Cuando estuve en la Facultad de Medicina me sentí poco atraído por la psiquiatría. Lo atribuyo a la propia ignorancia y a que la formación que se nos ofrecía entonces era más descriptiva e interpretativa que basada en un conocimiento neurobiológico que acaba de aparecer disruptivamente y que ponía en discusión diferentes maneras de entender la comprensión, el enfoque y el tratamiento de algunas enfermedades mentales. También influía el hecho de que estas enfermedades eran estigmatizadoras y prácticamente atendidas desde la beneficencia. Y siguió siendo así hasta la década de los 80 del siglo pasado cuando se generalizó su inclusión en la cartera de servicios de la sanidad pública, a la vez que se reconceptualizaban la asistencia y los recursos de institucionalización del enfermo. Pese a los avances y el esfuerzo hecho, las enfermedades mentales siguen siendo la hermana menospreciada y pobre de la sanidad pública.

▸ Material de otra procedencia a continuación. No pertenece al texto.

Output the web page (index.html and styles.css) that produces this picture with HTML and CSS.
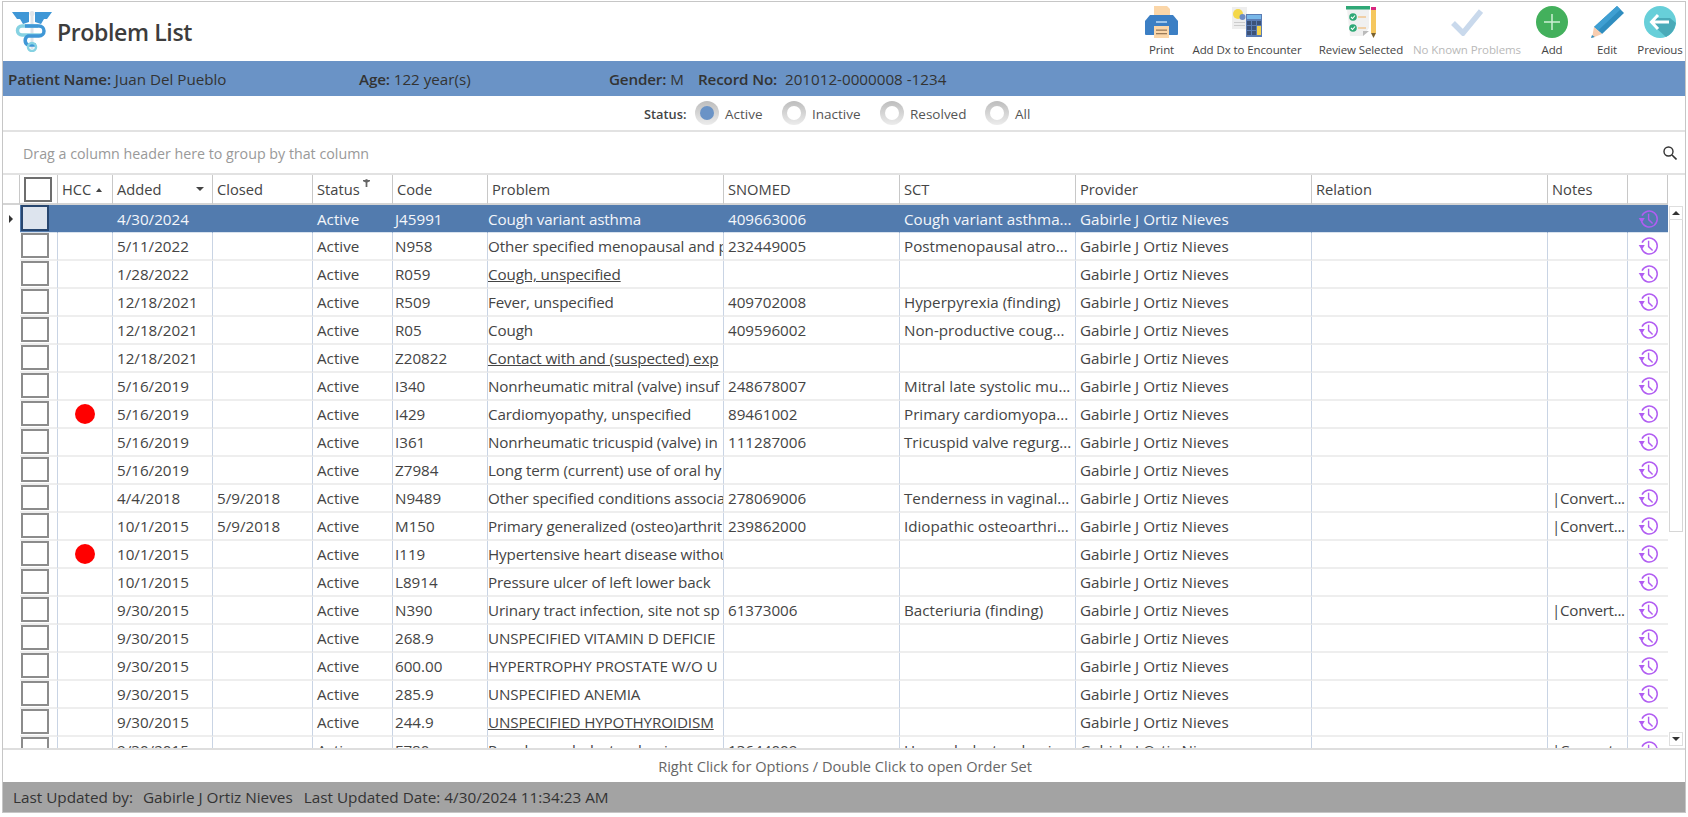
FILE: index.html
```html
<!DOCTYPE html>
<html lang="en">
<head>
<meta charset="utf-8">
<title>Problem List</title>
<link rel="stylesheet" href="styles.css">
</head>
<body>
<svg class="defs" aria-hidden="true">
  <symbol id="hist" viewBox="0 0 20 20">
    <path d="M3.2 12.6A8 8 0 1 0 3.4 6.2" transform="translate(.6 .4)" fill="none" stroke="currentColor" stroke-width="1.5"/>
    <path d="M1 8.6 L7 9.4 L3.4 14 Z" fill="currentColor" transform="rotate(-8 4 11)"/>
    <path d="M10.6 4.8V10.6L14.6 14.4" fill="none" stroke="currentColor" stroke-width="1.4"/>
  </symbol>
</svg>
<div class="frame">
  <header class="top">
    <svg class="logo" viewBox="0 0 40 41">
      <path d="M0 1H17V11L11 13 8 8 5 8Z" fill="#3f97d6"/>
      <path d="M40 1H23V11L29 13 32 8 35 8Z" fill="#3f97d6"/>
      <rect x="18.5" y="2" width="3" height="36" fill="#dfe5ea"/>
      <circle cx="20" cy="2.5" r="2.5" fill="#dfe5ea"/>
      <path d="M26 14H10a4 4 0 0 0 0 9H30" fill="none" stroke="#86d2e2" stroke-width="3.5" transform="translate(0 1)"/>
      <path d="M13 15H27a5 5 0 0 1 0 10H16a5 5 0 0 0 0 9H24" fill="none" stroke="#3f97d6" stroke-width="3.5"/>
      <circle cx="20" cy="36" r="4" fill="none" stroke="#86d2e2" stroke-width="2.5"/>
    </svg>
    <h1 class="title">Problem List</h1>
    <nav class="tools">
      <div class="tool t-print">
        <svg class="ticon" viewBox="0 0 33 32"><path d="M9 0H22L25 3V12H9Z" fill="#fbd6a8"/><path d="M5 9H28L33 15V28Q33 29 32 29H1Q0 29 0 28V15Z" fill="#3c7fc4"/><rect x="11" y="15" width="11" height="2" fill="#9cc4ea"/><rect x="9" y="20" width="15" height="12" fill="#fbd6a8"/><rect x="11" y="23.500" width="11" height="1.300" fill="#9b7a58"/><rect x="11" y="27" width="11" height="1.300" fill="#9b7a58"/></svg>
        <span class="tlabel">Print</span>
      </div>
      <div class="tool t-dx">
        <svg class="ticon" viewBox="0 0 30 30"><rect width="15" height="22" fill="#eeeeee"/><circle cx="6" cy="7" r="5" fill="#f4d84a"/><circle cx="10.500" cy="10" r="3" fill="#6d8cc4"/><rect x="2" y="15" width="11" height="1" fill="#ccc"/><rect x="2" y="18" width="11" height="1" fill="#ccc"/><rect x="14" y="7" width="16" height="23" fill="#5b7cb4"/><rect x="15" y="8" width="14" height="4" fill="#78b7e8"/><g fill="#3d5278"><rect x="15" y="14" width="4" height="4"/><rect x="20" y="14" width="4" height="4"/><rect x="25" y="14" width="4" height="4"/><rect x="15" y="19" width="4" height="4"/><rect x="20" y="19" width="4" height="4"/><rect x="15" y="24" width="4" height="4"/><rect x="20" y="24" width="4" height="4"/></g><rect x="25" y="19" width="4" height="9" fill="#f5d24a"/></svg>
        <span class="tlabel">Add Dx to Encounter</span>
      </div>
      <div class="tool t-review">
        <svg class="ticon" viewBox="0 0 30 32"><path d="M1 3H23V22L17 30H4Z" fill="#f0f0f0"/><path d="M17 30V25H23Z" fill="#bbbbbb"/><rect width="24" height="3.500" fill="#2fa876"/><circle cx="7" cy="11" r="3.800" fill="#2fa876"/><circle cx="7" cy="22" r="3.800" fill="#2fa876"/><path d="M5 11L6.500 12.500 9 9.500M5 22L6.500 23.500 9 20.500" fill="none" stroke="#fff" stroke-width="1.100"/><path d="M12 11H20M12 22H20" stroke="#f0b060" stroke-width="1.100"/><rect x="25" y="1" width="5" height="3" fill="#d9277f"/><rect x="25" y="4" width="5" height="23" fill="#f5c75e"/><path d="M25 27H30L27.500 32Z" fill="#7a6230"/></svg>
        <span class="tlabel">Review Selected</span>
      </div>
      <div class="tool t-nk">
        <svg class="ticon" viewBox="0 0 32 28"><path d="M2 15L12 25 30 3" fill="none" stroke="#c9d9ec" stroke-width="5.500"/></svg>
        <span class="tlabel muted">No Known Problems</span>
      </div>
      <div class="tool t-add">
        <svg class="ticon" viewBox="0 0 32 32"><circle cx="16" cy="16" r="16" fill="#43b05c"/><path d="M16 8V24M8 16H24" stroke="#cdeed4" stroke-width="1.500"/></svg>
        <span class="tlabel">Add</span>
      </div>
      <div class="tool t-edit">
        <svg class="ticon" viewBox="0 0 33 32"><path d="M26 0L33 7 11 28 3 21Z" fill="#2f8dbf"/><path d="M26 0L29.500 3.500 7 24.500 3 21Z" fill="#3f9fd2"/><path d="M3 21L11 28 1 32Z" fill="#f7cdb0"/><path d="M1 29L3.800 31 0 32Z" fill="#2f8dbf"/></svg>
        <span class="tlabel">Edit</span>
      </div>
      <div class="tool t-prev">
        <svg class="ticon" viewBox="0 0 32 32"><circle cx="16" cy="16" r="16" fill="#67cfd9"/><path d="M11 21L22 31Q30 27 32 17L26 12 H10Z" fill="#4aaab8"/><path d="M14 9L7.500 16 14 23M8 16H25" fill="none" stroke="#fff" stroke-width="3"/></svg>
        <span class="tlabel">Previous</span>
      </div>
    </nav>
  </header>

  <section class="patient">
    <span class="pf pf-name"><b>Patient Name:</b> Juan Del Pueblo</span>
    <span class="pf pf-age"><b>Age:</b> 122 year(s)</span>
    <span class="pf pf-gender"><b>Gender:</b> M</span>
    <span class="pf"><b>Record No:</b> <span class="recno">201012-0000008 -1234</span></span>
  </section>

  <section class="filter">
    <b class="flabel">Status:</b>
    <span class="radio on"></span><span class="rtext r1">Active</span>
    <span class="radio"></span><span class="rtext r2">Inactive</span>
    <span class="radio"></span><span class="rtext r3">Resolved</span>
    <span class="radio"></span><span class="rtext">All</span>
  </section>

  <section class="group">
    <span>Drag a column header here to group by that column</span>
    <svg class="search" viewBox="0 0 14 14"><circle cx="5.500" cy="5.500" r="4.500" fill="none" stroke="#333" stroke-width="1.400"/><path d="M9 9L13.500 13.500" stroke="#333" stroke-width="1.600"/></svg>
  </section>

  <section class="grid">
    <div class="view">
      <table class="tbl">
        <colgroup>
          <col class="c-ind"><col class="c-chk"><col class="c-hcc"><col class="c-add"><col class="c-cls"><col class="c-st"><col class="c-code"><col class="c-prob"><col class="c-sno"><col class="c-sct"><col class="c-prov"><col class="c-rel"><col class="c-note"><col class="c-act">
        </colgroup>
        <thead>
          <tr>
            <th class="ind"></th>
            <th class="nopad"><span class="box hbox"></span></th>
            <th>HCC<i class="tri up"></i></th>
            <th><span class="spread">Added<i class="tri down"></i></span></th>
            <th>Closed</th>
            <th>Status<svg class="funnel" viewBox="0 0 8 9"><circle cx="4" cy="1.500" r="1.500" fill="#777"/><path d="M0 1H8V2.500L5 4V9H3V4L0 2.500Z" fill="#666"/></svg></th>
            <th>Code</th>
            <th>Problem</th>
            <th>SNOMED</th>
            <th>SCT</th>
            <th>Provider</th>
            <th>Relation</th>
            <th>Notes</th>
            <th></th>
          </tr>
        </thead>
        <tbody>
          <tr class="sel"><td class="ind"><i class="tri right"></i></td><td class="nopad"><span class="box"></span></td><td></td><td>4/30/2024</td><td></td><td>Active</td><td class="code">J45991</td><td class="prob">Cough variant asthma</td><td>409663006</td><td>Cough variant asthma...</td><td>Gabirle J Ortiz Nieves</td><td></td><td></td><td class="act"><svg class="hist"><use href="#hist"/></svg></td></tr>
          <tr><td class="ind"></td><td class="nopad"><span class="box"></span></td><td></td><td>5/11/2022</td><td></td><td>Active</td><td class="code">N958</td><td class="prob">Other specified menopausal and p</td><td>232449005</td><td>Postmenopausal atro...</td><td>Gabirle J Ortiz Nieves</td><td></td><td></td><td class="act"><svg class="hist"><use href="#hist"/></svg></td></tr>
          <tr><td class="ind"></td><td class="nopad"><span class="box"></span></td><td></td><td>1/28/2022</td><td></td><td>Active</td><td class="code">R059</td><td class="prob"><u>Cough, unspecified</u></td><td></td><td></td><td>Gabirle J Ortiz Nieves</td><td></td><td></td><td class="act"><svg class="hist"><use href="#hist"/></svg></td></tr>
          <tr><td class="ind"></td><td class="nopad"><span class="box"></span></td><td></td><td>12/18/2021</td><td></td><td>Active</td><td class="code">R509</td><td class="prob">Fever, unspecified</td><td>409702008</td><td>Hyperpyrexia (finding)</td><td>Gabirle J Ortiz Nieves</td><td></td><td></td><td class="act"><svg class="hist"><use href="#hist"/></svg></td></tr>
          <tr><td class="ind"></td><td class="nopad"><span class="box"></span></td><td></td><td>12/18/2021</td><td></td><td>Active</td><td class="code">R05</td><td class="prob">Cough</td><td>409596002</td><td>Non-productive coug...</td><td>Gabirle J Ortiz Nieves</td><td></td><td></td><td class="act"><svg class="hist"><use href="#hist"/></svg></td></tr>
          <tr><td class="ind"></td><td class="nopad"><span class="box"></span></td><td></td><td>12/18/2021</td><td></td><td>Active</td><td class="code">Z20822</td><td class="prob"><u>Contact with and (suspected) exp</u></td><td></td><td></td><td>Gabirle J Ortiz Nieves</td><td></td><td></td><td class="act"><svg class="hist"><use href="#hist"/></svg></td></tr>
          <tr><td class="ind"></td><td class="nopad"><span class="box"></span></td><td></td><td>5/16/2019</td><td></td><td>Active</td><td class="code">I340</td><td class="prob">Nonrheumatic mitral (valve) insuf</td><td>248678007</td><td>Mitral late systolic mu...</td><td>Gabirle J Ortiz Nieves</td><td></td><td></td><td class="act"><svg class="hist"><use href="#hist"/></svg></td></tr>
          <tr><td class="ind"></td><td class="nopad"><span class="box"></span></td><td class="dotcell"><span class="dot"></span></td><td>5/16/2019</td><td></td><td>Active</td><td class="code">I429</td><td class="prob">Cardiomyopathy, unspecified</td><td>89461002</td><td>Primary cardiomyopa...</td><td>Gabirle J Ortiz Nieves</td><td></td><td></td><td class="act"><svg class="hist"><use href="#hist"/></svg></td></tr>
          <tr><td class="ind"></td><td class="nopad"><span class="box"></span></td><td></td><td>5/16/2019</td><td></td><td>Active</td><td class="code">I361</td><td class="prob">Nonrheumatic tricuspid (valve) in</td><td>111287006</td><td>Tricuspid valve regurg...</td><td>Gabirle J Ortiz Nieves</td><td></td><td></td><td class="act"><svg class="hist"><use href="#hist"/></svg></td></tr>
          <tr><td class="ind"></td><td class="nopad"><span class="box"></span></td><td></td><td>5/16/2019</td><td></td><td>Active</td><td class="code">Z7984</td><td class="prob">Long term (current) use of oral hy</td><td></td><td></td><td>Gabirle J Ortiz Nieves</td><td></td><td></td><td class="act"><svg class="hist"><use href="#hist"/></svg></td></tr>
          <tr><td class="ind"></td><td class="nopad"><span class="box"></span></td><td></td><td>4/4/2018</td><td>5/9/2018</td><td>Active</td><td class="code">N9489</td><td class="prob">Other specified conditions associa</td><td>278069006</td><td>Tenderness in vaginal...</td><td>Gabirle J Ortiz Nieves</td><td></td><td class="note">|Convert...</td><td class="act"><svg class="hist"><use href="#hist"/></svg></td></tr>
          <tr><td class="ind"></td><td class="nopad"><span class="box"></span></td><td></td><td>10/1/2015</td><td>5/9/2018</td><td>Active</td><td class="code">M150</td><td class="prob">Primary generalized (osteo)arthrit</td><td>239862000</td><td>Idiopathic osteoarthri...</td><td>Gabirle J Ortiz Nieves</td><td></td><td class="note">|Convert...</td><td class="act"><svg class="hist"><use href="#hist"/></svg></td></tr>
          <tr><td class="ind"></td><td class="nopad"><span class="box"></span></td><td class="dotcell"><span class="dot"></span></td><td>10/1/2015</td><td></td><td>Active</td><td class="code">I119</td><td class="prob">Hypertensive heart disease withou</td><td></td><td></td><td>Gabirle J Ortiz Nieves</td><td></td><td></td><td class="act"><svg class="hist"><use href="#hist"/></svg></td></tr>
          <tr><td class="ind"></td><td class="nopad"><span class="box"></span></td><td></td><td>10/1/2015</td><td></td><td>Active</td><td class="code">L8914</td><td class="prob">Pressure ulcer of left lower back</td><td></td><td></td><td>Gabirle J Ortiz Nieves</td><td></td><td></td><td class="act"><svg class="hist"><use href="#hist"/></svg></td></tr>
          <tr><td class="ind"></td><td class="nopad"><span class="box"></span></td><td></td><td>9/30/2015</td><td></td><td>Active</td><td class="code">N390</td><td class="prob">Urinary tract infection, site not sp</td><td>61373006</td><td>Bacteriuria (finding)</td><td>Gabirle J Ortiz Nieves</td><td></td><td class="note">|Convert...</td><td class="act"><svg class="hist"><use href="#hist"/></svg></td></tr>
          <tr><td class="ind"></td><td class="nopad"><span class="box"></span></td><td></td><td>9/30/2015</td><td></td><td>Active</td><td class="code">268.9</td><td class="prob">UNSPECIFIED VITAMIN D DEFICIE</td><td></td><td></td><td>Gabirle J Ortiz Nieves</td><td></td><td></td><td class="act"><svg class="hist"><use href="#hist"/></svg></td></tr>
          <tr><td class="ind"></td><td class="nopad"><span class="box"></span></td><td></td><td>9/30/2015</td><td></td><td>Active</td><td class="code">600.00</td><td class="prob">HYPERTROPHY PROSTATE W/O U</td><td></td><td></td><td>Gabirle J Ortiz Nieves</td><td></td><td></td><td class="act"><svg class="hist"><use href="#hist"/></svg></td></tr>
          <tr><td class="ind"></td><td class="nopad"><span class="box"></span></td><td></td><td>9/30/2015</td><td></td><td>Active</td><td class="code">285.9</td><td class="prob">UNSPECIFIED ANEMIA</td><td></td><td></td><td>Gabirle J Ortiz Nieves</td><td></td><td></td><td class="act"><svg class="hist"><use href="#hist"/></svg></td></tr>
          <tr><td class="ind"></td><td class="nopad"><span class="box"></span></td><td></td><td>9/30/2015</td><td></td><td>Active</td><td class="code">244.9</td><td class="prob"><u>UNSPECIFIED HYPOTHYROIDISM</u></td><td></td><td></td><td>Gabirle J Ortiz Nieves</td><td></td><td></td><td class="act"><svg class="hist"><use href="#hist"/></svg></td></tr>
          <tr><td class="ind"></td><td class="nopad"><span class="box"></span></td><td></td><td>9/30/2015</td><td></td><td>Active</td><td class="code">E780</td><td class="prob">Pure hypercholesterolemia</td><td>13644009</td><td>Hypercholesterolemi...</td><td>Gabirle J Ortiz Nieves</td><td></td><td class="note">|Convert...</td><td class="act"><svg class="hist"><use href="#hist"/></svg></td></tr>
        </tbody>
      </table>
    </div>
    <div class="scroll">
      <div class="sbtn"><i class="tri sup"></i></div>
      <div class="thumb"></div>
      <div class="sbtn end"><i class="tri sdown"></i></div>
    </div>
  </section>

  <div class="hint">Right Click for Options / Double Click to open Order Set</div>
  <footer class="status">
    <span class="sby">Last Updated by:</span>
    <span class="sname">Gabirle J Ortiz Nieves</span>
    <span>Last Updated Date: 4/30/2024 11:34:23 AM</span>
  </footer>
</div>
</body>
</html>
```

FILE: styles.css
```css
* { box-sizing: border-box; }
html, body { margin: 0; padding: 0; height: 100%; background: #fff; overflow: hidden; }
body { font-family: "Open Sans", "Noto Sans", sans-serif; font-size: 15.200px; color: #444; }
.defs { width: 0; height: 0; display: block; }

.frame {
  height: 812px;
  margin: 1px 2px 0 2px;
  border: 1px solid #c6c6c6;
  display: flex;
  flex-direction: column;
}

.top { height: 59px; flex: none; display: flex; align-items: flex-start; padding-left: 9px; }
.logo { width: 40px; height: 41px; margin-top: 9px; flex: none; }
.title { margin: 14px 0 0 5px; font-size: 23.100px; line-height: 33px; font-weight: 600; color: #3d3d3d; letter-spacing: -0.4px; }

.tools { margin-left: auto; display: flex; }
.tool { display: flex; flex-direction: column; align-items: center; height: 59px; }
.ticon { display: block; margin-top: 4px; height: 32px; flex: none; }
.tlabel { font-size: 11.500px; line-height: 16px; margin-top: 4px; color: #444; white-space: nowrap; letter-spacing: -0.1px; }
.muted { color: #b9b9b9; }
.t-print { width: 43px; }
.t-print .ticon { width: 33px; }
.t-dx { width: 128px; }
.t-dx .ticon { width: 30px; height: 30px; margin-top: 5px; margin-bottom: 1px; }
.t-review { width: 100px; }
.t-review .ticon { width: 30px; }
.t-nk { width: 112px; }
.t-nk .ticon { width: 32px; height: 28px; margin-top: 6px; margin-bottom: 2px; }
.t-add { width: 58px; }
.t-add .ticon { width: 32px; }
.t-edit { width: 52px; }
.t-edit .ticon { width: 33px; }
.t-prev { width: 50px; margin-left: 2px; }
.t-prev .ticon { width: 32px; }

.patient { height: 35px; flex: none; background: #6a93c6; display: flex; align-items: center; padding: 1px 0 0 5px; color: #333; white-space: nowrap; }
.patient b, .flabel { font-weight: 600; }
.patient b { letter-spacing: -0.15px; }
.pf-name { width: 351px; }
.pf-age { width: 250px; }
.pf-gender { width: 89px; }
.recno { margin-left: 4px; }

.filter { height: 34px; flex: none; display: flex; align-items: center; padding-left: 641px; font-size: 13.500px; }
.flabel { width: 51px; font-size: 12.800px; color: #444; padding-top: 2px; }
.radio { width: 24px; height: 24px; border-radius: 50%; background: linear-gradient(#bdbdbd, #ececec); display: flex; align-items: center; justify-content: center; flex: none; }
.radio::after { content: ""; width: 14px; height: 14px; border-radius: 50%; background: #fff; }
.radio.on::after { background: #6a93c6; }
.rtext { margin-left: 6px; color: #555; padding-top: 2px; }
.r1 { width: 57px; }
.r2 { width: 68px; }
.r3 { width: 75px; }

.group { height: 45px; flex: none; border-top: 2px solid #e2e2e2; border-bottom: 2px solid #e2e2e2; display: flex; align-items: center; justify-content: space-between; padding: 1px 8px 0 20px; color: #999; font-size: 14.250px; }
.search { width: 14px; height: 14px; }

.grid { flex: 1; min-height: 0; display: flex; overflow: hidden; }
.view { width: 1665px; flex: none; overflow: hidden; }
.tbl { table-layout: fixed; border-collapse: separate; border-spacing: 0; width: 1665px; }
.c-ind { width: 17px; }
.c-chk { width: 38px; }
.c-hcc { width: 55px; }
.c-add { width: 100px; }
.c-cls { width: 100px; }
.c-st { width: 80px; }
.c-code { width: 95px; }
.c-prob { width: 236px; }
.c-sno { width: 176px; }
.c-sct { width: 176px; }
.c-prov { width: 236px; }
.c-rel { width: 236px; }
.c-note { width: 80px; }
.c-act { width: 40px; }

th { height: 30px; padding: 0 5px 0 4px; font-weight: 400; font-size: 14.700px; text-align: left; color: #444; white-space: nowrap; border-right: 1px solid #c8c8c8; border-bottom: 2px solid #d4d4d4; position: relative; }
td { height: 28px; padding: 0 5px 0 4px; white-space: nowrap; overflow: hidden; border-right: 1px solid #c9d4e4; border-bottom: 2px solid #eeeeee; }
th.ind { padding: 0; border-right: 1px solid #c8c8c8; }
td.ind { padding: 0 0 0 6px; border-right: 0; border-bottom: 0; }
.nopad { padding: 0 0 0 1px; vertical-align: top; }
th.nopad { vertical-align: middle; }
td.code { padding-left: 2px; }
td.prob { padding-left: 0; padding-right: 0; letter-spacing: -0.13px; }
td.note { letter-spacing: -0.3px; padding-right: 0; }
td.act { padding: 0 0 0 10px; border-right: 0; }
td.dotcell { padding: 0 0 0 17px; }

.box { display: block; width: 28px; height: 25px; border: 2px solid #8c8c8c; background: #fff; }
.hbox { margin-left: 3px; height: 25px; border-color: #6e6e6e; }
.sel td:not(.ind) { background: #527bae; color: #f4f6fa; border-color: #d8e2ee; border-right-color: #527bae; }
.sel td:not(.ind) { border-bottom: 1px solid #d8e2ee; }
.sel .box { background: #dde4ee; border-color: #27466f; height: 26px; }
.dot { display: block; width: 20px; height: 20px; border-radius: 50%; background: #ff0000; }
.hist { display: block; width: 20px; height: 20px; color: #b15df2; }

.tri { display: inline-block; width: 0; height: 0; border-style: solid; border-color: transparent; }
.tri.up { border-width: 0 3.500px 4px; border-bottom-color: #444; margin-left: 5px; vertical-align: 3px; }
.tri.down { border-width: 4px 4px 0; border-top-color: #444; }
.tri.right { border-width: 4px 0 4px 4px; border-left-color: #333; display: block; }
.spread { display: flex; align-items: center; justify-content: space-between; padding-right: 3px; }
.funnel { position: absolute; left: 50px; top: 4px; width: 7px; height: 8px; }

.scroll { width: 17px; flex: none; display: flex; flex-direction: column; padding: 31px 2px 2px 1px; }
.sbtn { height: 14px; flex: none; border: 1px solid #dedede; display: flex; align-items: center; justify-content: center; }
.sbtn.end { margin-top: auto; }
.tri.sup { border-width: 0 4px 4px; border-bottom-color: #333; }
.tri.sdown { border-width: 4px 4px 0; border-top-color: #333; }
.thumb { height: 312px; flex: none; border: 1px solid #d6d6d6; border-top: 0; }

.hint { height: 34px; flex: none; border-top: 2px solid #dedede; display: flex; align-items: center; justify-content: center; color: #666; font-size: 14.600px; padding-left: 2px; }
.status { height: 30px; flex: none; background: #a3a3a3; display: flex; align-items: center; padding-left: 10px; color: #333; white-space: nowrap; font-size: 15.300px; }
.sname { margin-left: 10px; margin-right: 11px; }
```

De los muchos retos que tiene nuestra sanidad, el abordaje asistencial de la salud mental es uno de los que demanda priorización de agenda: más formación y especialización de profesionales, más y diferentes recursos sectorializados, tanto en el ámbito de agudos, como de subagudos, crónicos, ambulatorios, residenciales y comunitarios. Y reforzando al mismo tiempo herramientas preventivas tanto en el ámbito individual, educativo, social y ambiental, sin olvidar la lucha contra la estigmatización.
Reconozco que, con tantos años de ejercicio, lo que me ha hecho reflexionar más sobre mi sentido y orientación vocacionales ha sido el trato con enfermos mentales graves (incluidas demencias y toxicomanías) y sus familias. A estas me quiero referir ahora.
La invisibilización e incomodidad que se da cuando se trata a una persona con un trastorno mental grave y altamente discapacitante son muy percibidas por los familiares, a quienes también les salpica el estigma. Procesos graves que despersonalizan al paciente y que trinchan familias y allegados, sobre todo en la evolución cronificada. Para estos, el sentido profundo de palabras como empatía, solidaridad, acompañamiento, conmiseración y apoyo lo es todo. También una mirada diferente. Más allá de la atención que precisen los enfermos, tenemos que pensar más en las familias. La sociedad y todos y cada uno de nosotros ha de plantearse cómo nos aproximamos fraternalmente a ellos para comprender y apoyar a los que les ha tocado cargar duramente con esta mochila vital.